Resuming activity / "Tomorrow I ride"

So things went like this: after a full one and a half year  "in waiting" (in most patient blogger inactivity) longing to submit to my selected audience the rare sight of a fully restored (and by now extensively though anonymously ridden) Contini... It's time to retake this blog

"Tomorrow I ride", (note: just paying homage to Jean Bobet) means I will face a 200 km unofficial brevet purposely designed (by me) to pre-test my ability to endure the almost scheduled stages of my forthcoming "Iberian Diagonal"
For those non-educated among my followers let me tell you that the Iberian Diagonals (official name "Les Diagonals Ibèriques") are modeled after  "Les Diagonales de France" and officially maintained by the Randonneurs Catalunya organization ( the governing body of brevets in Spain (the Basque Country excluded)

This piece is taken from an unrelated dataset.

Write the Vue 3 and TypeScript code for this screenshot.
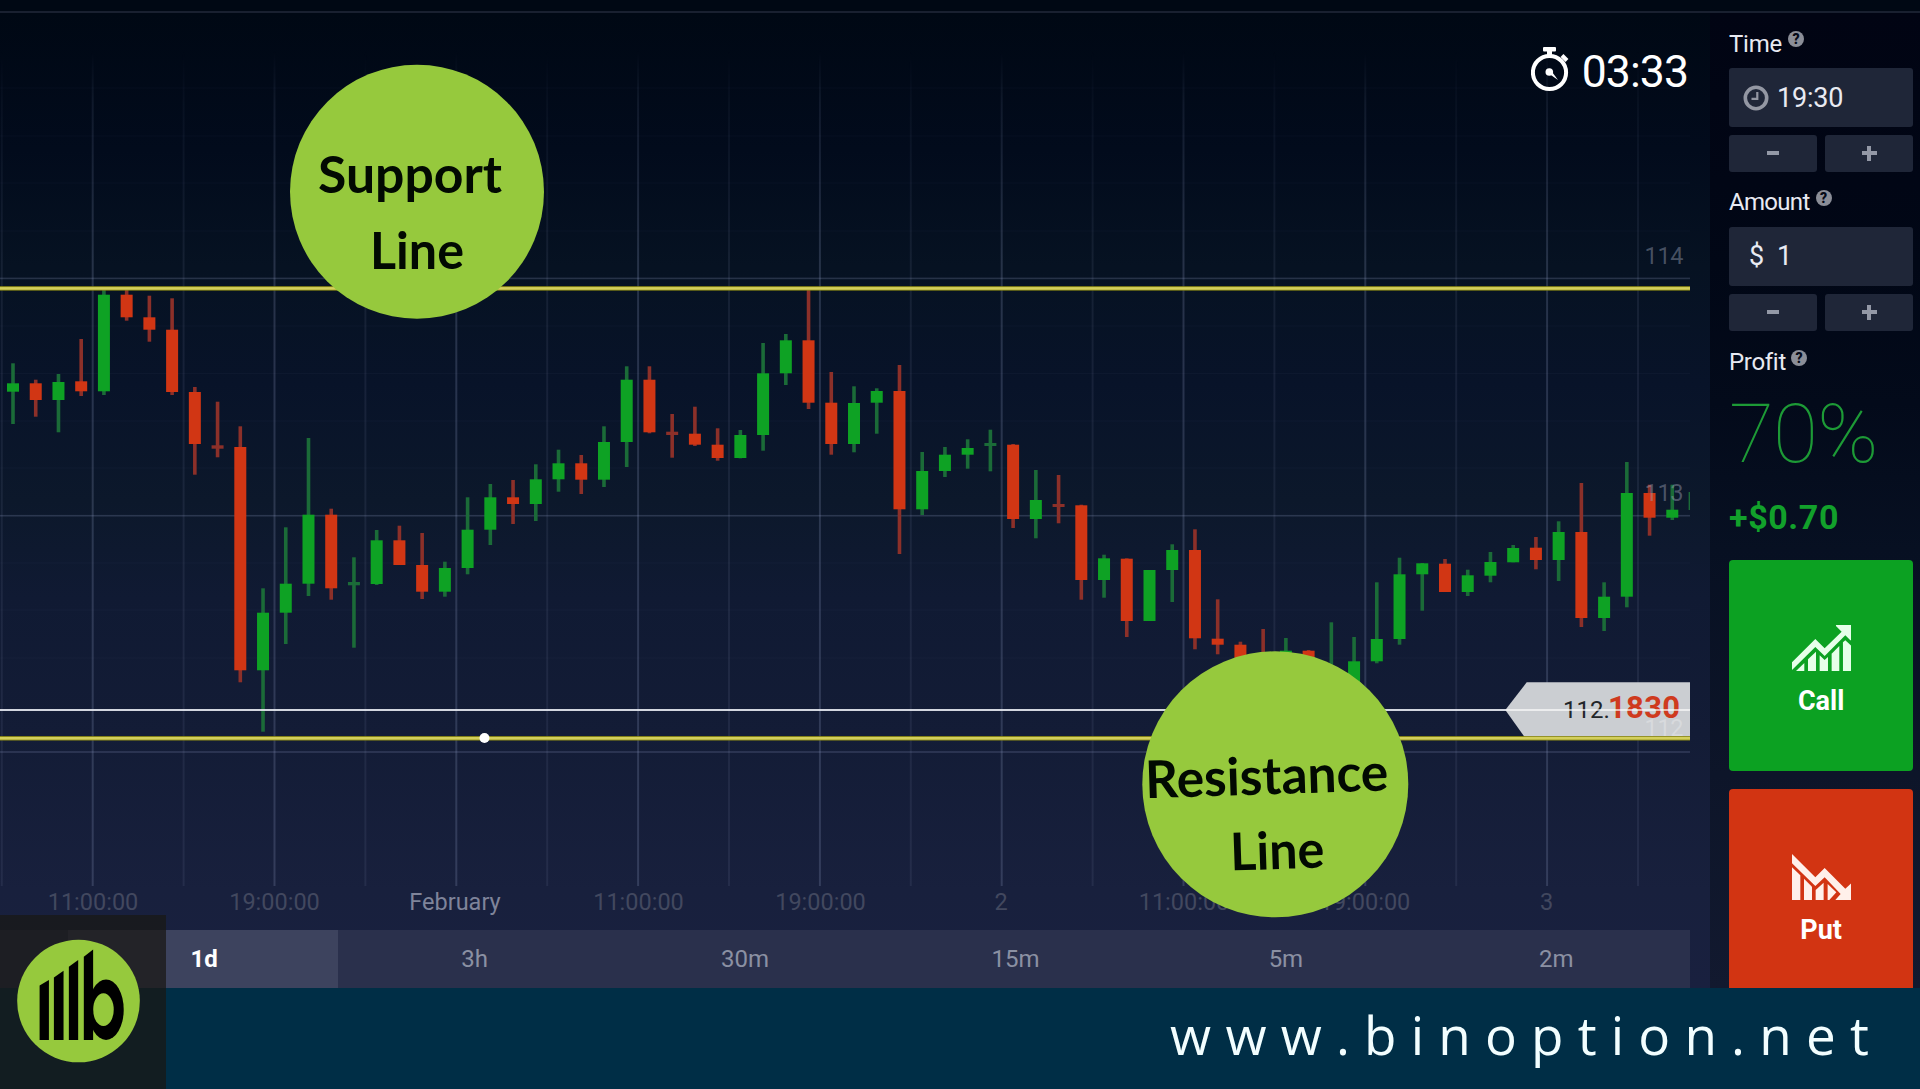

My Diagonal (in fact it looks more like an "horizontal") will take me from the Atlantic (A Coruña) to the Mediterranean (Barcelona) in a nearly 1200 km long route that must be ridden at a minimum speed of 12 km/hour. In fact it resembles a lot the Paris-Brest but for the fact that northern Spain orography makes it a bit more "hilly" , mainly in it`s opening and closing stretches.

This is my first 1000+ ride, never in my life have I intended such a thing . It's a daring enterprise hindered by some facts: unlike PBP it will be totally unsupported, also unlike PBP it will be a solo ride from the begining to the end and third... I'm not fully confident in my habilities  (both mental and physical) to endure this test.
Anyway I've been secretly and inefficiently training during the winter by night riding after work and inconsistently increasing ride distances in the weekends (while partially injuring a knee...)
Tomorrow I will ride hoping to down the full parcourse in ten hours. That's is my (slightly optimistic) goal.